Dizem que lá fora políticos, acadêmicos, intelectuais e jornalistas não conseguem entender como o país decaiu tanto em tempo recorde, ao ponto de entregar o patrimônio de seu povo ao mercado neoliberal, de aumentar deliberadamente a desigualdade social, de orgulhar-se da polícia mais violenta do mundo, de vangloriar-se de taxas obscenas de mortes e de ser campeão em assassinatos de mulheres e gays.
Um turista que chegasse hoje à capital escreveria no seu caderninho: “Brasília é uma cidade-fantasma que no entanto respira silêncio profundo”. Roubo a imagem de Nelson Rodrigues porque é a que mais se molda ao cenário do qual estou prestes a decolar, na semana inaugural deste fevereiro.
O Distrito Federal, “quadradinho” no mapa goiano onde JK inventou de plantar a nova capital do país, foi a quinta unidade da federação a eleger Bolsonaro no segundo turno de 2018: dois em cada três eleitores votaram nele.
Não quer dizer que Brasília estava com Bolsonaro, nem pelo fim da corrupção, mas sim que não suportava mais conviver com a soberba e a jactância do modelo petista, seu comportamento no poder, sua certeza inabalável de contar com o apoio do povo comprovado em quatro eleições seguidas, a partir de 2002.
Recentemente divulgou-se pesquisa sobre a aprovação do governo nos estados e o Distrito Federal registrou pouco mais de 30%. Entre outras coisas, este dado revela mais do que o desgaste de Bolsonaro: mostra o tamanho do eleitorado que o suporta, apesar das mancadas e mentiras diárias.
Como em qualquer sede do poder ao longo da história, em Brasília sempre se ouviram casos acontecidos nos gabinetes e corredores que jamais chegaram ao conhecimento da opinião pública. Rusgas, disputas internas, traições, conspirações, todo tipo de história faziam a diversão das conversas engraçadinhas ou escabrosas em torno do poder.
Já não ouço mais conversas assim nas rodas dos botecos e nem mesmo nos churrascos de fim de semana. Parece que as pessoas estão cabreiras, há uma desconfiança no ar, voltou-se ao tempo da ditadura, já não há segurança nem para servidores públicos concursados, o governo ameaça demitir quem não andar na linha.

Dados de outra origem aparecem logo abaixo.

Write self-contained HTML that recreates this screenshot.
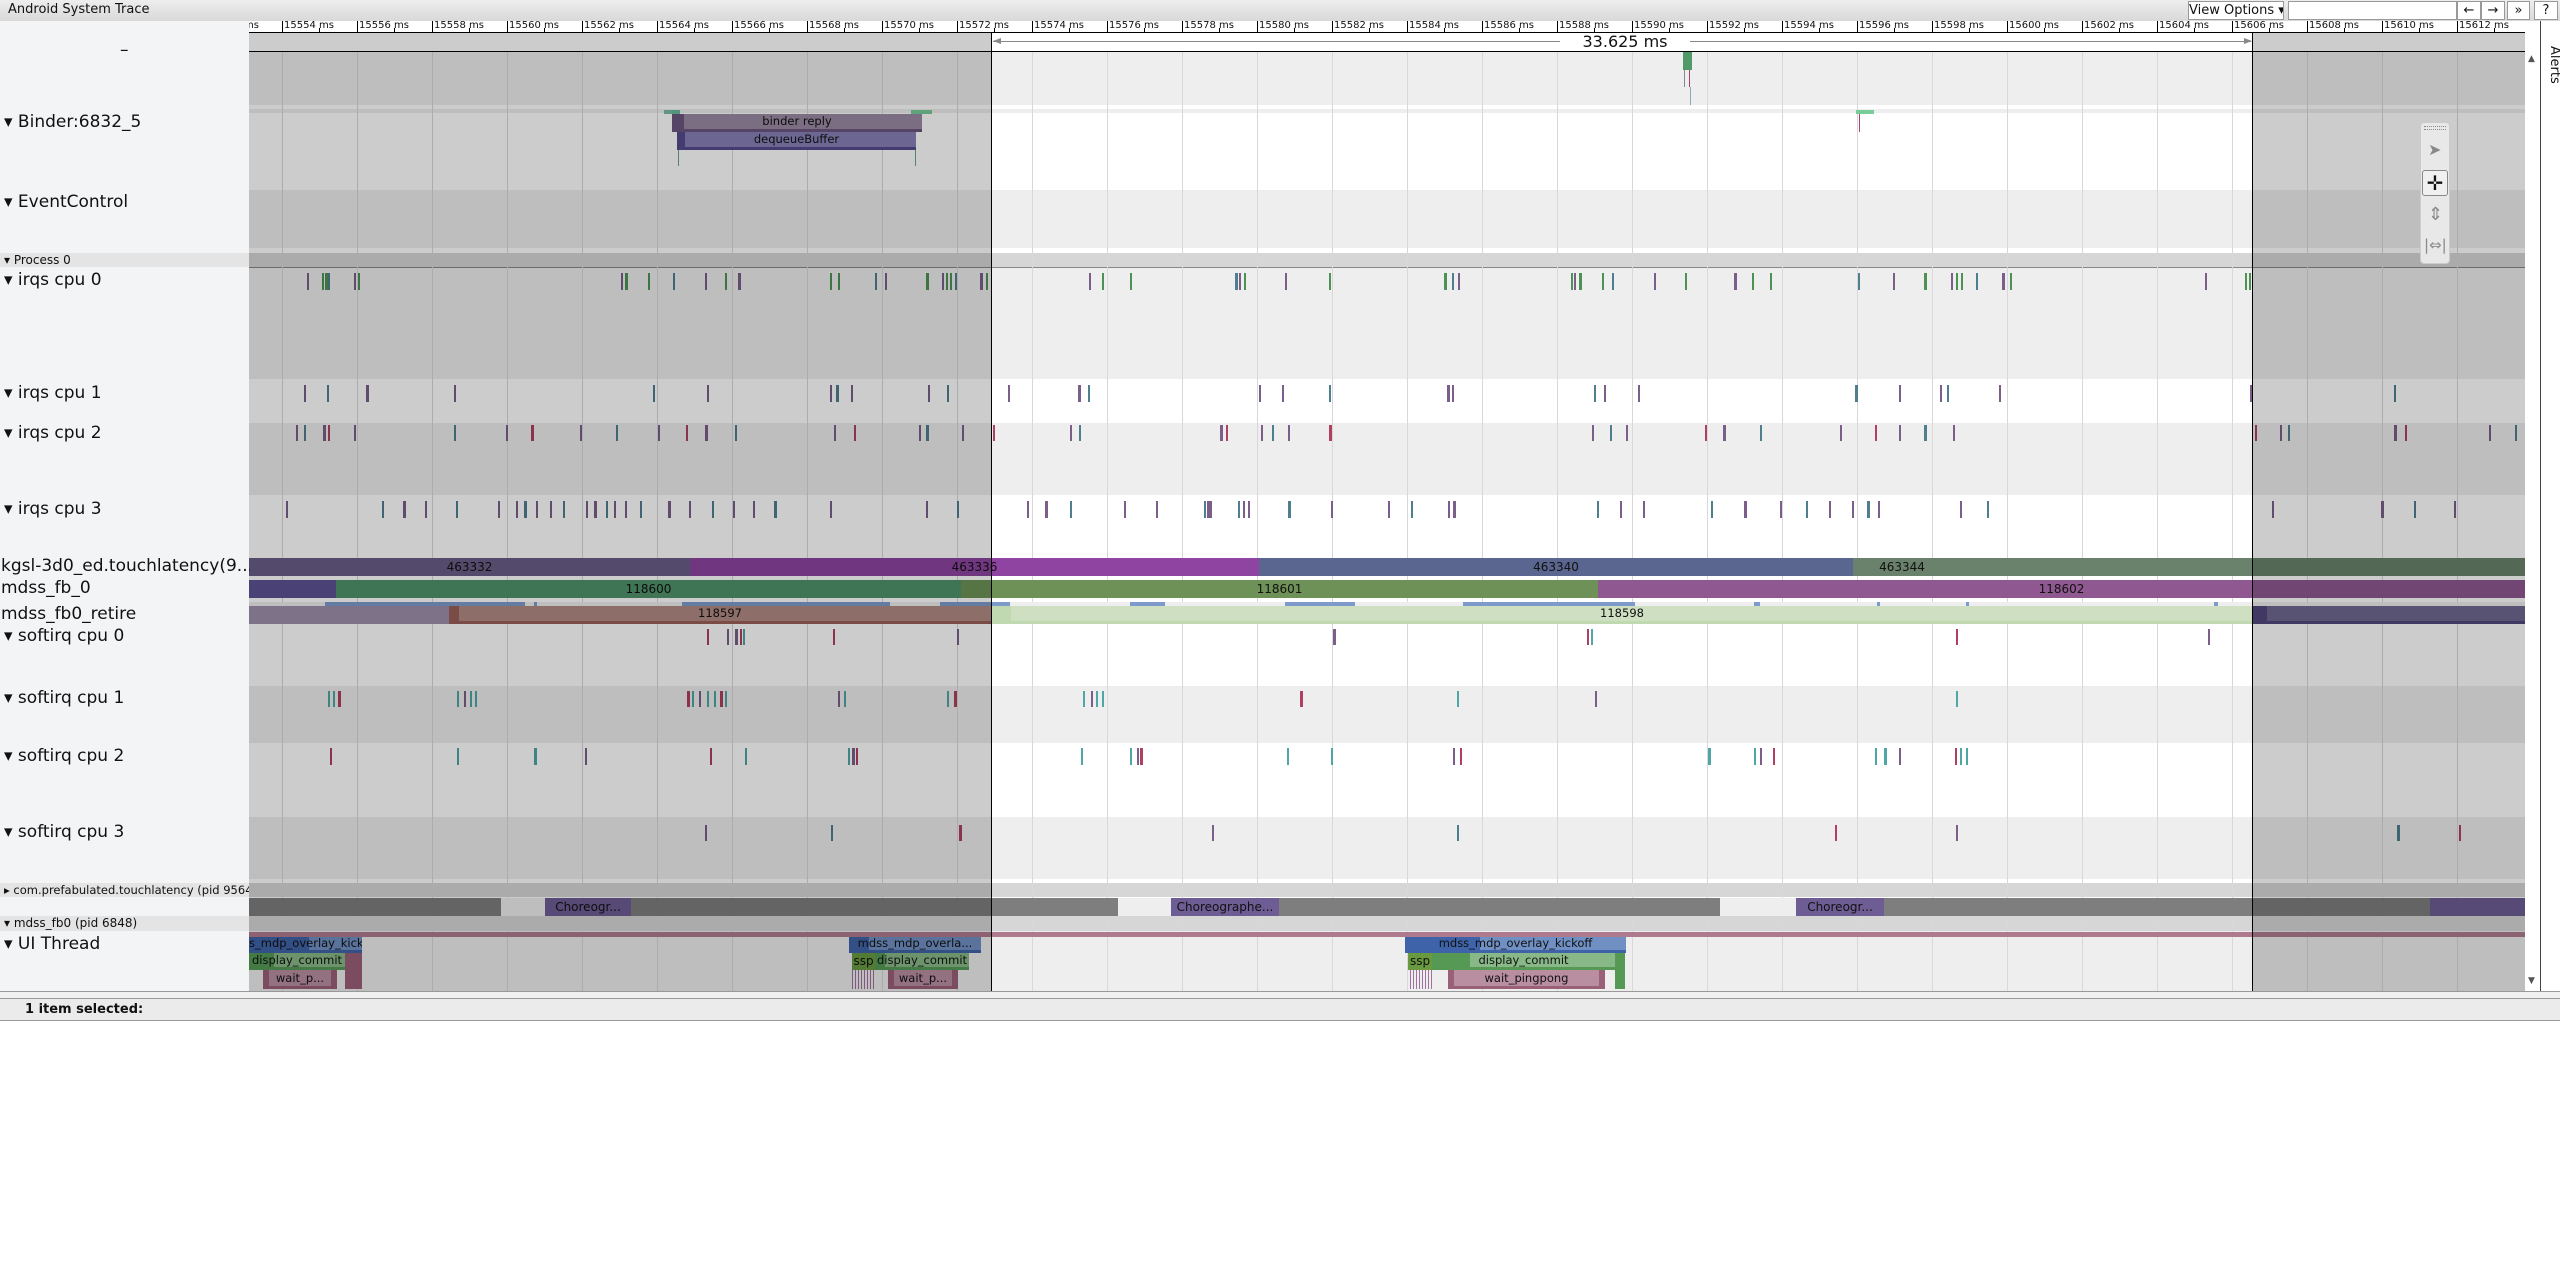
<!DOCTYPE html>
<html><head><meta charset="utf-8">
<style>
*{margin:0;padding:0;box-sizing:border-box}
body{width:2560px;height:1274px;position:relative;overflow:hidden;background:#fff;font-family:"DejaVu Sans","Liberation Sans",sans-serif;color:#111}
.a{position:absolute}
.lbl{position:absolute;left:0;width:249px;font-size:17px;white-space:nowrap;overflow:hidden}
.hdr{position:absolute;left:0;width:249px;font-size:12px;background:#e4e4e4;padding-left:4px;white-space:nowrap;overflow:hidden}
.btn{position:absolute;top:1px;height:19px;border:1px solid #999;background:#fff;font-size:13px;text-align:center;line-height:17px;white-space:nowrap;overflow:hidden}
</style></head><body>
<div class="a" style="left:0;top:0;width:2560px;height:21px;background:linear-gradient(#eee,#d9d9d9)"></div>
<div class="a" style="left:8px;top:2px;font-size:13px">Android System Trace</div>
<div class="btn" style="left:2188px;width:96px;font-size:13px">View Options ▾</div>
<div class="btn" style="left:2288px;width:169px"></div>
<div class="btn" style="left:2457px;width:24px">←</div>
<div class="btn" style="left:2481px;width:24px">→</div>
<div class="btn" style="left:2507px;width:23px">»</div>
<div class="btn" style="left:2534px;width:24px">?</div>
<div class="a" style="left:0;top:21px;width:249px;height:970px;background:#f3f4f6"></div>
<div id="tl" class="a" style="left:249px;top:21px;width:2276px;height:970px;background:#fff;overflow:hidden"></div>
<div class="a" style="left:2525px;top:33px;width:15px;height:958px;background:#fff"></div>
<div class="a" style="left:2528px;top:54px;font-size:9px;color:#555">▲</div>
<div class="a" style="left:2528px;top:976px;font-size:9px;color:#555">▼</div>
<div class="a" style="left:2540px;top:21px;width:20px;height:970px;background:#fff;border-left:1px solid #444"></div>
<div class="a" style="left:2562px;top:46px;transform:rotate(90deg);transform-origin:0 0;font-size:13px">Alerts</div>
<div class="lbl" style="top:40px;left:120px">–</div>
<div class="lbl" style="top:112px;left:4px">▾ Binder:6832_5</div>
<div class="lbl" style="top:192px;left:4px">▾ EventControl</div>
<div class="hdr" style="top:253px;height:14px;line-height:14px">▾ Process 0</div>
<div class="lbl" style="top:270px;left:4px">▾ irqs cpu 0</div>
<div class="lbl" style="top:383px;left:4px">▾ irqs cpu 1</div>
<div class="lbl" style="top:423px;left:4px">▾ irqs cpu 2</div>
<div class="lbl" style="top:499px;left:4px">▾ irqs cpu 3</div>
<div class="lbl" style="top:556px;left:1px">kgsl-3d0_ed.touchlatency(9...</div>
<div class="lbl" style="top:578px;left:1px">mdss_fb_0</div>
<div class="lbl" style="top:604px;left:1px">mdss_fb0_retire</div>
<div class="lbl" style="top:626px;left:4px">▾ softirq cpu 0</div>
<div class="lbl" style="top:688px;left:4px">▾ softirq cpu 1</div>
<div class="lbl" style="top:746px;left:4px">▾ softirq cpu 2</div>
<div class="lbl" style="top:822px;left:4px">▾ softirq cpu 3</div>
<div class="hdr" style="top:883px;height:14px;line-height:14px;font-size:11.5px">▸ com.prefabulated.touchlatency (pid 9564)</div>
<div class="hdr" style="top:916px;height:15px;line-height:15px">▾ mdss_fb0 (pid 6848)</div>
<div class="lbl" style="top:934px;left:4px">▾ UI Thread</div>
<div class="a" style="left:0;top:991px;width:2560px;height:1px;background:#999"></div>
<div class="a" style="left:0;top:992px;width:2560px;height:6px;background:#f0f0f0"></div>
<div class="a" style="left:0;top:998px;width:2560px;height:23px;background:#ebebeb;border-top:1px solid #999;border-bottom:1px solid #999"></div>
<div class="a" style="left:25px;top:1002px;font-size:13px;font-weight:bold">1 item selected:</div>
<div class="a" style="left:2420px;top:122px;width:30px;height:142px;background:#e8e8e8;border:1px solid #ccc;border-radius:4px"></div>
<div class="a" style="left:2424px;top:126px;width:22px;height:4px;border-top:1px dotted #888;border-bottom:1px dotted #888"></div>
<div class="a" style="left:2428px;top:140px;font-size:16px;color:#888">➤</div>
<div class="a" style="left:2422px;top:170px;width:26px;height:26px;border:1px solid #888;border-radius:3px;background:#f0f0f0;font-size:20px;line-height:24px;text-align:center;font-weight:bold">✛</div>
<div class="a" style="left:2428px;top:204px;font-size:18px;color:#888">⇕</div>
<div class="a" style="left:2424px;top:236px;font-size:15px;color:#888">|⇔|</div>
<script>
var tl=document.getElementById('tl');
function R(x,y,w,h,c,extra){var d=document.createElement('div');d.className='a';d.style.cssText='left:'+(x-249)+'px;top:'+(y-21)+'px;width:'+w+'px;height:'+h+'px;background:'+c+';'+(extra||'');tl.appendChild(d);return d;}
function S(x1,x2,y,h,c,t,ex){var d=R(x1,y,x2-x1,h,c,'font-size:12px;line-height:'+h+'px;text-align:center;white-space:nowrap;overflow:hidden;'+(ex||''));if(t)d.textContent=t;return d;}
function SP(x1,x2,y,h,dark,light,split,t){var p=((split)/(x2-x1)*100).toFixed(1);return S(x1,x2,y,h,'linear-gradient(to right,'+dark+' '+p+'%,'+light+' '+p+'%)',t,'border-bottom:3px solid '+dark+';line-height:'+(h-3)+'px;font-size:11.5px');}
R(249,33,2276,18,'#fff');
R(249,51,2276,1,'#000');
R(249,52,2276,53,'#eee');
R(249,109,2276,4,'#eee');
R(249,190,2276,58,'#eee');
R(249,253,2276,14,'#d6d6d6');
R(249,267,2276,1,'#888');
R(249,268,2276,111,'#eee');
R(249,423,2276,72,'#eee');
R(249,686,2276,57,'#eee');
R(249,817,2276,62,'#eee');
R(249,883,2276,14,'#d6d6d6');
R(249,897,2276,19,'#fff');
R(249,916,2276,15,'#d6d6d6');
R(249,931,2276,60,'#eee');
R(249,21,2291,12,'#fff');
R(249,32,2291,1,'#000');
for(var k=-1;k<31;k++){var x=282+k*75;R(x,21,1,12,'#000');R(x+37,28,1,5,'#000');
 var t=R(x+2,20,72,12,'transparent','font-size:10px;line-height:12px;white-space:nowrap');t.textContent=(15554+2*k)+' ms';
 if(x>249)R(x,52,1,939,'#d8d8d8');}
R(993,41,1258,1,'#888');
S(1560,1690,34,16,'#fff','33.625 ms','font-size:16px;line-height:16px');
R(993,38,8,7,'transparent','border-right:8px solid #888;border-top:3px solid transparent;border-bottom:3px solid transparent;width:0;height:0');
R(2244,38,0,0,'transparent','border-left:8px solid #888;border-top:3px solid transparent;border-bottom:3px solid transparent;width:0;height:0');
S(664,672,110,4,'#7ba');S(672,680,110,4,'#6b9');S(911,932,110,4,'#7c9');
SP(672,922,114,18,'#6c5680','#9a8aa4',12,'binder reply');
SP(677,916,132,18,'#554a8c','#8880b8',8,'dequeueBuffer');
R(678,150,1,16,'#6a8');R(915,150,1,16,'#6a8');
S(1683,1692,52,18,'#4f9a68');R(1684,70,1,17,'#889');R(1689,70,1,17,'#a46');R(1690,87,1,18,'#8ab');
S(1856,1874,110,4,'#7c9');R(1859,114,1,18,'#a47');
function M(list,y,h,cols){for(var i=0;i<list.length;i++){var x=Math.round(list[i]*1.633);R(x,y,(i%5==2?3:2),h,cols[i%cols.length]);}}
var P='#7b5f8a',G='#4d9155',T='#4f7f8f',RD='#b04060',TE='#4fa6a6';
M([188,197,199,201,217,219,380,383,397,412,432,444,452,508,513,536,542,567,577,579,582,585,600,604,667,675,692,756,759,762,787,814,884,889,893,962,964,967,981,987,1013,1032,1062,1073,1084,1138,1159,1178,1195,1198,1201,1210,1226,1231,1350,1375,1377],273,17,[P,G,G,T,P,G]);
M([186,200,224,278,400,433,508,512,521,568,580,617,660,666,771,785,814,886,889,976,982,1003,1136,1163,1188,1192,1224,1378,1466],385,17,[P,T,P]);
M([181,186,198,201,217,278,310,325,355,377,403,420,432,450,511,523,563,567,589,608,655,661,747,751,772,779,789,814,975,986,996,1044,1055,1078,1127,1148,1163,1178,1196,1381,1396,1401,1466,1473,1524,1540],425,16,[P,T,P,RD]);
M([175,234,247,260,279,305,316,321,328,337,345,359,364,371,376,383,392,409,422,436,449,461,474,508,567,586,629,640,655,688,708,737,739,741,758,761,764,789,815,850,864,887,890,978,992,1006,1048,1068,1090,1106,1120,1134,1143,1150,1200,1217,1391,1458,1478,1503],501,17,[P,T,P]);
M([433,445,450,453,455,510,586,816,972,974,1198,1352],629,16,[RD,P,P,RD,TE]);
M([201,204,207,280,284,288,291,421,424,428,433,437,441,444,513,517,580,584,663,668,671,675,796,892,977,1198],691,16,[TE,TE,RD,TE,P]);
M([202,280,327,358,435,456,519,522,524,662,692,696,698,788,815,890,894,1046,1074,1078,1086,1148,1154,1163,1197,1200,1204],748,17,[RD,TE,TE,P]);
M([432,509,587,742,892,1124,1198,1468,1506],825,16,[P,T,RD]);
S(249,690,558,18,'#6a5e88','463332');S(690,1259,558,18,'#8e44a0','463336');
S(1259,1853,558,18,'#5a6590','463340');S(1853,1951,558,18,'#6a826c','463344');S(1951,2525,558,18,'#6a826c');
S(249,336,580,18,'#5d5394');S(336,961,580,18,'#4f9369','118600');S(961,1598,580,18,'#6d9156','118601');S(1598,2525,580,18,'#8f5890','118602');
R(249,602,2276,4,'#eee');
[[325,525],[534,537],[682,890],[940,1010],[1130,1165],[1285,1355],[1463,1635],[1754,1760],[1877,1880],[1966,1969],[2214,2218]].forEach(function(s){R(s[0],602,s[1]-s[0],4,'#7e9acb')});
S(249,449,606,18,'#9d8fab');
SP(449,991,606,18,'#9a6058','#b28a84',10,'118597');
SP(991,2253,606,18,'#c0d9b0','#cfe0c2',20,'118598');
SP(2253,2525,606,18,'#52487c','#706890',14,'');
S(249,501,898,18,'#7e7e7e');S(501,545,898,18,'#eee');S(545,631,898,18,'#6d5d94','Choreogr...');S(631,1118,898,18,'#7e7e7e');
S(1118,1171,898,18,'#eee');S(1171,1279,898,18,'#6d5d94','Choreographe...');S(1279,1720,898,18,'#7e7e7e');
S(1720,1796,898,18,'#eee');S(1796,1884,898,18,'#6d5d94','Choreogr...');S(1884,2430,898,18,'#7e7e7e');S(2430,2525,898,18,'#6d5d94');
R(249,932,2276,5,'#b07a8e');
function UI(a){SP(a[0],a[1],937,16,'#3f63a8','#7090c4',a[3],a[2]);
 SP(a[4],a[5],953,17,'#559955','#88b888',a[7],a[6]);
 var p1=(6/(a[9]-a[8])*100).toFixed(1),p2=(100-6/(a[9]-a[8])*100).toFixed(1);
 S(a[8],a[9],970,19,'linear-gradient(to right,#9a6078 '+p1+'%,#b88ea0 '+p1+'%,#b88ea0 '+p2+'%,#9a6078 '+p2+'%)',a[10],'border-bottom:3px solid #9a6078;line-height:16px;font-size:11.5px');}
UI([249,362,'s_mdp_overlay_kickoff',60,249,345,'display_commit',25,263,337,'wait_p...']);
R(345,953,17,36,'#9a6078');
UI([849,981,'mdss_mdp_overla...',20,875,969,'display_commit',10,888,958,'wait_p...']);
S(852,875,953,17,'#6a9a40','ssp');
UI([1405,1626,'mdss_mdp_overlay_kickoff',75,1432,1615,'display_commit',38,1448,1605,'wait_pingpong']);
S(1408,1432,953,17,'#6a9a40','ssp');
R(1615,953,10,36,'#559955');
for(var i=0;i<8;i++){R(852+i*3,970,1,19,'#a070a0');R(1410+i*3,970,1,19,'#a070a0');}
R(249,33,742,958,'rgba(0,0,0,0.2)');R(2253,33,272,958,'rgba(0,0,0,0.2)');
R(991,33,1,958,'#000');R(2252,33,1,958,'#000');
</script>
</body></html>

O silêncio ensurdecedor tem por aliado também o maravilhoso mundo da tecnologia onde tudo é filmado, gravado, editado, transcrito e serve para investigações e punições. Nem dentro do seu carro o cidadão está fora do alcance do Grande Irmão. O presidente da república dorme com a arma ao alcance da mão, convencido de que querem eliminá-lo.
Por outro lado, uma juventude emergente em Brasília se vira da melhor maneira que encontra, apesar das armadilhas do modelo de sociedade que lhe impõem os poderosos. Tal e qual no tempo da censura e da repressão, da Legião Urbana, da Plebe Rude e da antiga Capital Inicial, a frente de resistência cultural se ergue e se fortalece.
Por isto o turista acidental do grande dramaturgo registraria no seu caderninho: “Esta é uma cidade-fantasma que no entanto respira silêncio profundo.” E como aconteceu lá atrás, sairá da catalepsia aparente mais viva, vibrante e culta do que nunca, porque a saída do atraso é pela cultura Quem viver verá!